When Dulgheriu applied to have her case heard in the Supreme Court, she was summarily rejected. The European Court of Human Rights (ECHR) represents her final mode of appeal, and is only possible due to hundreds of generous supporters. So far, some £70,000 has been raised to fund her legal battle. The ECHR currently has jurisdiction over roughly 800 million citizens across Europe, including the UK.  

Dulgheriu said: “My little girl is here today because of the real practical and emotional support that I was given by a group outside a Marie Stopes centre, and I am going to appeal this decision to ensure that women do not have this vital support option removed.

"I will continue to stand up for the women whose voices have been sidelined throughout this process and for women who need life-saving support today but cannot get it. 

"Ealing Council could have taken action in a way that would have protected women and safeguarded the essential help offered at the gate.

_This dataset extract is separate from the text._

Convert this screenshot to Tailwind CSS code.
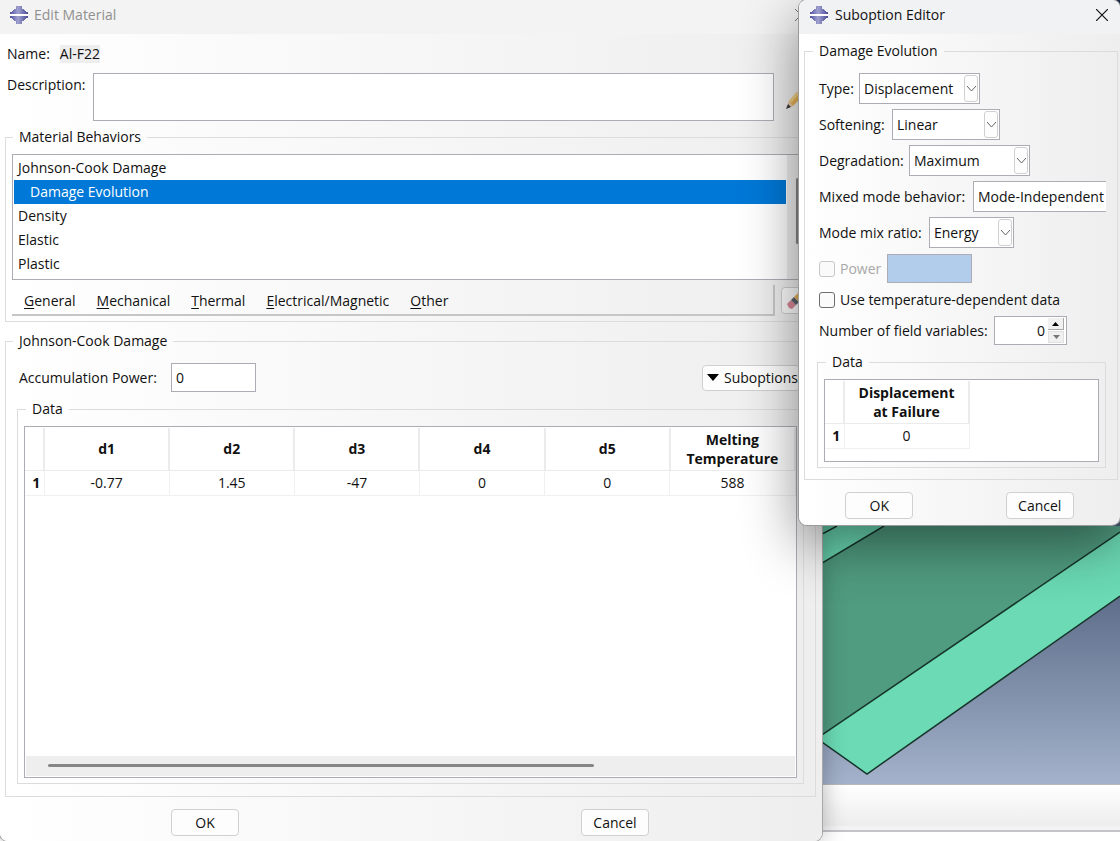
<!DOCTYPE html>
<html lang="en">
<head>
  <meta charset="UTF-8">
  <meta name="viewport" content="width=device-width, initial-scale=1.0">
  <title>Edit Material</title>
  <script src="https://cdn.jsdelivr.net/npm/@tailwindcss/browser@4"></script>
</head>
<body class="relative h-screen overflow-hidden bg-white font-['Open_Sans','Noto_Sans',sans-serif] text-sm leading-5 text-[#111]">

  <!-- Viewport behind the dialogs -->
  <div class="flex h-full flex-col">
    <div class="relative flex-1 bg-linear-to-b from-[#1b2b48] from-50% to-[#a4b2cb]">
      <svg class="absolute right-0 bottom-0 h-[258px] w-[298px]" viewBox="0 0 298 258" fill="none">
        <path d="M0 0H298V70L45 248L0 216Z" fill="#6bdab5"/>
        <path d="M62 0H298V6L0 209V37Z" fill="#509c81"/>
        <path d="M0 37L62 0M0 8L15 0M0 209L298 6M298 70L45 248L0 216" stroke="#17352b" stroke-width="1.5"/>
      </svg>
    </div>
    <div class="h-[42px] border-t border-[#b8b8b8] bg-linear-to-b from-white to-[#ededed]"></div>
    <div class="h-[6px] border-b-2 border-[#c4c4c8] bg-[#f3f3f3]"></div>
    <div class="h-[9px] bg-white"></div>
  </div>

  <!-- Edit Material -->
  <section class="absolute inset-y-0 left-0 right-[298px] flex flex-col overflow-hidden rounded-b-lg bg-linear-to-r from-white to-[#eeeeee] shadow-[0_0_0_1px_#a8a8a8,0_0_24px_rgba(0,0,0,0.3)]">
    <header class="flex h-[34px] shrink-0 items-center bg-[#f3f3f3] pr-[15px] pb-1 pl-[10px] text-[#909090]">
      <svg class="mr-[6px] size-[18px]" viewBox="0 0 18 18">
        <defs>
          <linearGradient id="logo" x2="1">
            <stop stop-color="#5052a0"/>
            <stop offset="0.45" stop-color="#a0a1cf"/>
            <stop offset="1" stop-color="#484a96"/>
          </linearGradient>
        </defs>
        <path d="M6 0h6v3h2v1h1v1h1v1h2v2H0V6h2V5h1V4h1V3h2zM0 10h18v2h-2v1h-1v1h-1v1h-2v3H6v-3H4v-1H3v-1H2v-1H0z" fill="url(#logo)"/>
        <path d="M0 8h18v2H0z" fill="#fff"/>
      </svg>
      <h1 class="flex-1">Edit Material</h1>
      <button type="button" aria-label="Close" class="text-[#777]">
        <svg class="size-3" viewBox="0 0 12 12" fill="none" stroke="currentColor"><path d="M0 0L12 12M12 0L0 12"/></svg>
      </button>
    </header>

    <div class="flex flex-1 flex-col pr-[6px] pb-[6px] pl-[5px]">
      <div class="mt-[10px] flex items-center gap-[10px] pl-[2px]">
        <span>Name:</span>
        <span class="bg-[#eeeeee] leading-[18px]">Al-F22</span>
      </div>
      <div class="mt-[9px] flex pr-[13px] pl-[2px]">
        <label for="description" class="w-[86px] pt-[2px]">Description:</label>
        <textarea id="description" class="h-12 flex-1 resize-none border border-[#acacb4] bg-white px-1 outline-none"></textarea>
        <button type="button" aria-label="Edit description" class="ml-3 self-end pb-3">
          <svg class="h-[18px] w-[17px]" viewBox="0 0 17 18">
            <path d="M1 17L3 10L11 1L16 6L7 15Z" fill="#e6b356"/>
            <path d="M3 10L11 1L13 3L5 12Z" fill="#f3d184"/>
            <path d="M1 17L3 10L7 15Z" fill="#e8c8ae"/>
            <path d="M0 18L2 13L5 16Z" fill="#3b3b3b"/>
          </svg>
        </button>
      </div>

      <fieldset class="mt-[6px] border border-[#dcdcdc] pr-[7px] pb-[5px] pl-[6px]">
        <legend class="ml-px px-[6px]">Material Behaviors</legend>
        <div class="mt-[7px] flex border border-[#acacb4] bg-white">
          <ul class="flex-1 pt-px pb-[3px] pl-px leading-6">
            <li class="pl-1">Johnson-Cook Damage</li>
            <li class="bg-[#0078d7] pl-4 text-white">Damage Evolution</li>
            <li class="pl-1">Density</li>
            <li class="pl-1">Elastic</li>
            <li class="pl-1">Plastic</li>
          </ul>
          <div class="ml-px w-5 bg-[#eeeeee] pt-[23px] pl-[9px]">
            <div class="h-[66px] w-[3px] rounded bg-[#858585]"></div>
          </div>
        </div>
        <div class="mt-[5px] flex items-stretch">
          <nav class="flex flex-1 items-center gap-[21px] border-r-2 border-b-2 border-[#c6c6c6] pt-[2px] pl-3">
            <button type="button"><u class="underline-offset-2">G</u>eneral</button>
            <button type="button"><u class="underline-offset-2">M</u>echanical</button>
            <button type="button"><u class="underline-offset-2">T</u>hermal</button>
            <button type="button"><u class="underline-offset-2">E</u>lectrical/Magnetic</button>
            <button type="button"><u class="underline-offset-2">O</u>ther</button>
          </nav>
          <button type="button" aria-label="Delete behavior" class="my-[2px] ml-[6px] flex h-[27px] w-[27px] items-center justify-center rounded border border-[#d0d0d0] bg-[#fdfdfd]">
            <svg class="size-[18px]" viewBox="0 0 18 18">
              <path d="M1 12L5 8L10 13L6 17L3 16Z" fill="#d98795"/>
              <path d="M5 8L8 5L13 10L10 13Z" fill="#5b626b"/>
              <path d="M8 5L13 0L18 5L13 10Z" fill="#e5b25c"/>
            </svg>
          </button>
        </div>
      </fieldset>

      <fieldset class="mt-[9px] flex flex-1 flex-col border border-[#dcdcdc] pr-[11px] pb-3 pl-[11px]">
        <legend class="-ml-1 px-[6px]">Johnson-Cook Damage</legend>
        <div class="mt-3 flex items-center pr-1 pl-[2px]">
          <label for="power" class="w-[152px]">Accumulation Power:</label>
          <input id="power" type="text" value="0" class="h-[29px] w-[85px] border border-[#acacb4] bg-white px-1 outline-none">
          <button type="button" class="ml-auto flex h-[26px] w-[98px] items-center gap-[5px] rounded border border-[#d0d0d0] bg-[#fdfdfd] pl-1">
            <svg class="h-[7px] w-3" viewBox="0 0 12 7"><path d="M0 0H12L6 7Z" fill="#000"/></svg>
            Suboptions
          </button>
        </div>
        <fieldset class="mt-[7px] flex flex-1 flex-col border border-[#dcdcdc] pr-[6px] pb-[5px] pl-[6px]">
          <legend class="ml-[2px] px-[6px]">Data</legend>
          <div class="mt-[7px] flex h-[352px] min-h-0 flex-col border border-[#acacb4] bg-white">
            <table class="mt-px w-full table-fixed border-collapse text-center">
              <colgroup><col class="w-[19px]"><col><col><col><col><col><col></colgroup>
              <thead>
                <tr class="h-[42px] leading-[19px] [&>th]:border-r-2 [&>th]:border-b [&>th]:border-[#ebebeb]">
                  <th></th>
                  <th scope="col">d1</th>
                  <th scope="col">d2</th>
                  <th scope="col">d3</th>
                  <th scope="col">d4</th>
                  <th scope="col">d5</th>
                  <th scope="col">Melting<br>Temperature</th>
                </tr>
              </thead>
              <tbody>
                <tr class="h-[25px] [&>*]:border-r [&>*]:border-b [&>*]:border-[#f0f0f0]">
                  <th scope="row" class="pl-1">1</th>
                  <td>-0.77</td>
                  <td>1.45</td>
                  <td>-47</td>
                  <td>0</td>
                  <td>0</td>
                  <td>588</td>
                </tr>
              </tbody>
            </table>
            <div class="mx-px mt-auto mb-px h-5 bg-[#eeeeee] pt-2 pl-[22px]">
              <div class="h-[3px] w-[546px] rounded bg-[#858585]"></div>
            </div>
          </div>
        </fieldset>
      </fieldset>

      <div class="mt-3 -mr-1 -ml-[5px] grid grid-cols-2 justify-items-center">
        <button type="button" class="h-[27px] w-[68px] rounded border border-[#d0d0d0] bg-[#fdfdfd]">OK</button>
        <button type="button" class="h-[27px] w-[68px] rounded border border-[#d0d0d0] bg-[#fdfdfd]">Cancel</button>
      </div>
    </div>
  </section>

  <!-- Suboption Editor -->
  <section class="absolute top-0 right-0 w-[321px] rounded-lg bg-linear-to-r from-white to-[#eeeeee] shadow-[0_0_0_1px_#9a9a9a,0_18px_56px_rgba(0,0,0,0.46)]">
    <header class="flex h-[34px] items-center rounded-t-lg bg-[#f1f2f4] pr-3 pb-1 pl-[11px]">
      <svg class="mr-[7px] size-[18px]" viewBox="0 0 18 18">
        <path d="M6 0h6v3h2v1h1v1h1v1h2v2H0V6h2V5h1V4h1V3h2zM0 10h18v2h-2v1h-1v1h-1v1h-2v3H6v-3H4v-1H3v-1H2v-1H0z" fill="url(#logo)"/>
        <path d="M0 8h18v2H0z" fill="#fff"/>
      </svg>
      <h2 class="flex-1">Suboption Editor</h2>
      <button type="button" aria-label="Close">
        <svg class="size-3" viewBox="0 0 12 12" fill="none" stroke="#111" stroke-width="1.2"><path d="M0 0L12 12M12 0L0 12"/></svg>
      </button>
    </header>

    <div class="pt-[7px] pr-[2px] pb-[6px] pl-[5px]">
      <fieldset class="min-w-0 border border-[#dcdcdc] pr-[11px] pb-[11px] pl-[12px]">
        <legend class="-ml-1 px-[6px]">Damage Evolution</legend>
        <div class="mt-3 flex flex-col gap-[5px] pl-[2px]">
          <div class="flex items-center">
            <label for="type" class="w-10">Type:</label>
            <span class="relative">
              <select id="type" class="h-[31px] w-[121px] appearance-none border border-[#acacb4] bg-white px-1 outline-none"><option>Displacement</option></select>
              <span class="pointer-events-none absolute top-[2px] right-[2px] flex h-[27px] w-[14px] items-center justify-center rounded-[3px] border border-[#d0d0d0] bg-[#fdfdfd]">
                <svg class="h-[6px] w-[11px] shrink-0" viewBox="0 0 11 6" fill="none" stroke="#666"><path d="M1 0L5.500 5L10 0"/></svg>
              </span>
            </span>
          </div>
          <div class="flex items-center">
            <label for="softening" class="w-[73px]">Softening:</label>
            <span class="relative">
              <select id="softening" class="h-[31px] w-[108px] appearance-none border border-[#acacb4] bg-white px-1 outline-none"><option>Linear</option></select>
              <span class="pointer-events-none absolute top-[2px] right-[2px] flex h-[27px] w-[14px] items-center justify-center rounded-[3px] border border-[#d0d0d0] bg-[#fdfdfd]">
                <svg class="h-[6px] w-[11px] shrink-0" viewBox="0 0 11 6" fill="none" stroke="#666"><path d="M1 0L5.500 5L10 0"/></svg>
              </span>
            </span>
          </div>
          <div class="flex items-center">
            <label for="degradation" class="w-[90px]">Degradation:</label>
            <span class="relative">
              <select id="degradation" class="h-[31px] w-[121px] appearance-none border border-[#acacb4] bg-white px-1 outline-none"><option>Maximum</option></select>
              <span class="pointer-events-none absolute top-[2px] right-[2px] flex h-[27px] w-[14px] items-center justify-center rounded-[3px] border border-[#d0d0d0] bg-[#fdfdfd]">
                <svg class="h-[6px] w-[11px] shrink-0" viewBox="0 0 11 6" fill="none" stroke="#666"><path d="M1 0L5.500 5L10 0"/></svg>
              </span>
            </span>
          </div>
          <div class="flex items-center">
            <label for="mixed" class="w-[154px] shrink-0 whitespace-nowrap">Mixed mode behavior:</label>
            <select id="mixed" class="h-[31px] min-w-0 flex-1 appearance-none border border-r-0 border-[#acacb4] bg-white pl-1 outline-none"><option>Mode-Independent</option></select>
          </div>
          <div class="flex items-center">
            <label for="ratio" class="w-[110px]">Mode mix ratio:</label>
            <span class="relative">
              <select id="ratio" class="h-[31px] w-[85px] appearance-none border border-[#acacb4] bg-white px-1 outline-none"><option>Energy</option></select>
              <span class="pointer-events-none absolute top-[2px] right-[2px] flex h-[27px] w-[14px] items-center justify-center rounded-[3px] border border-[#d0d0d0] bg-[#fdfdfd]">
                <svg class="h-[6px] w-[11px] shrink-0" viewBox="0 0 11 6" fill="none" stroke="#666"><path d="M1 0L5.500 5L10 0"/></svg>
              </span>
            </span>
          </div>
          <div class="mt-px flex items-center text-[#a8a8a8]">
            <input id="use-power" type="checkbox" disabled class="mr-[5px] size-4 appearance-none rounded-[3px] border border-[#c8c8c8] bg-[#fafafa]">
            <label for="use-power" class="w-[47px]">Power</label>
            <input type="text" disabled aria-label="Power value" class="h-[29px] w-[85px] border border-[#acacb4] bg-[#b1cdeb]">
          </div>
          <div class="flex items-center">
            <input id="temp" type="checkbox" class="mr-[5px] size-4 appearance-none rounded-[3px] border border-[#6e6e6e] bg-[#fafafa]">
            <label for="temp" class="whitespace-nowrap leading-[23px]">Use temperature-dependent data</label>
          </div>
          <div class="flex items-center">
            <label for="fields" class="w-[175px] whitespace-nowrap">Number of field variables:</label>
            <div class="flex h-[29px] w-[73px] items-center border border-[#acacb4] bg-white pr-[2px]">
              <input id="fields" type="number" value="0" class="w-full min-w-0 flex-1 [appearance:textfield] pr-[3px] text-right outline-none [&::-webkit-inner-spin-button]:appearance-none">
              <div class="flex flex-col gap-px">
                <button type="button" aria-label="Increase" class="flex h-3 w-4 items-center justify-center border-r border-b border-[#a8a8a8] bg-[#f0f0f0]">
                  <svg class="h-1 w-[7px]" viewBox="0 0 7 4"><path d="M0 4H7L3.500 0Z" fill="#000"/></svg>
                </button>
                <button type="button" aria-label="Decrease" class="flex h-3 w-4 items-center justify-center border border-[#e0e0e0] bg-[#f0f0f0]">
                  <svg class="h-1 w-[7px]" viewBox="0 0 7 4"><path d="M0 0H7L3.500 4Z" fill="#777"/></svg>
                </button>
              </div>
            </div>
          </div>
        </div>
        <fieldset class="mt-[7px] border border-[#dcdcdc] pr-[6px] pb-[5px] pl-[6px]">
          <legend class="ml-[2px] px-[6px]">Data</legend>
          <div class="mt-[7px] h-[83px] border border-[#acacb4] bg-white pt-px">
            <table class="w-[145px] table-fixed border-collapse text-center">
              <colgroup><col class="w-[19px]"><col></colgroup>
              <thead>
                <tr class="h-[42px] leading-[19px] [&>th]:border-r-2 [&>th]:border-b [&>th]:border-[#ebebeb]">
                  <th></th>
                  <th scope="col">Displacement<br>at Failure</th>
                </tr>
              </thead>
              <tbody>
                <tr class="h-[25px] [&>*]:border-r [&>*]:border-b [&>*]:border-[#f0f0f0]">
                  <th scope="row" class="pl-1">1</th>
                  <td>0</td>
                </tr>
              </tbody>
            </table>
          </div>
        </fieldset>
      </fieldset>

      <div class="mt-3 -mr-[2px] -ml-[5px] grid grid-cols-2 justify-items-center">
        <button type="button" class="h-[27px] w-[68px] rounded border border-[#d0d0d0] bg-[#fdfdfd]">OK</button>
        <button type="button" class="h-[27px] w-[68px] rounded border border-[#d0d0d0] bg-[#fdfdfd]">Cancel</button>
      </div>
    </div>
  </section>
</body>
</html>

Instead, they criminalised charity and attempted to remove dedicated and caring individuals from public space without justification.

"It is very clear that many are opposed to Ealing’s ban on peaceful and charitable activity, and like me, they want to see support available to vulnerable women where it is most needed. 

"I cannot imagine a society where a simple offer of help to a woman who might want to keep her child is seen as a criminal offence. I refuse to accept that women should be denied the opportunity to receive help where they want to keep their child.”

Dulgheriu is working with a group called "Be Here For Me," which has billed itself as representing "mothers against the ban on help outside abortion clinics."  

Be Here For Me spokeswoman Elizabeth Howard said:

“Eight years ago, Alina Dulgheriu found herself jobless, homeless and alone after an unplanned pregnancy. She’d been fired from her job as a live-in nanny and abandoned by her boyfriend. 

"She went to Marie Stopes to get advice on her options, but all they could offer her was an abortion. She didn’t want that but didn’t know where to turn.

"Her life was changed when she met a pro-life volunteer at the gates of the abortion centre who told her that she did have options, that there was help available, and that she could keep her baby if she wanted.

"She accepted the offer of help and her daughter Sarah was born. She is now seven years old, a beautiful, lively and beloved child.

"Ealing Council has banned pro-lifers from helping women in similar situations. Alina has challenged their decision in court, but three times the courts have ignored her story. In five years of the pro-life vigil’s work in Ealing, more than 500 women accepted an offer of help and chose to keep their baby rather than have an abortion. These women have tried again and again to have their voices heard, but they are ignored.”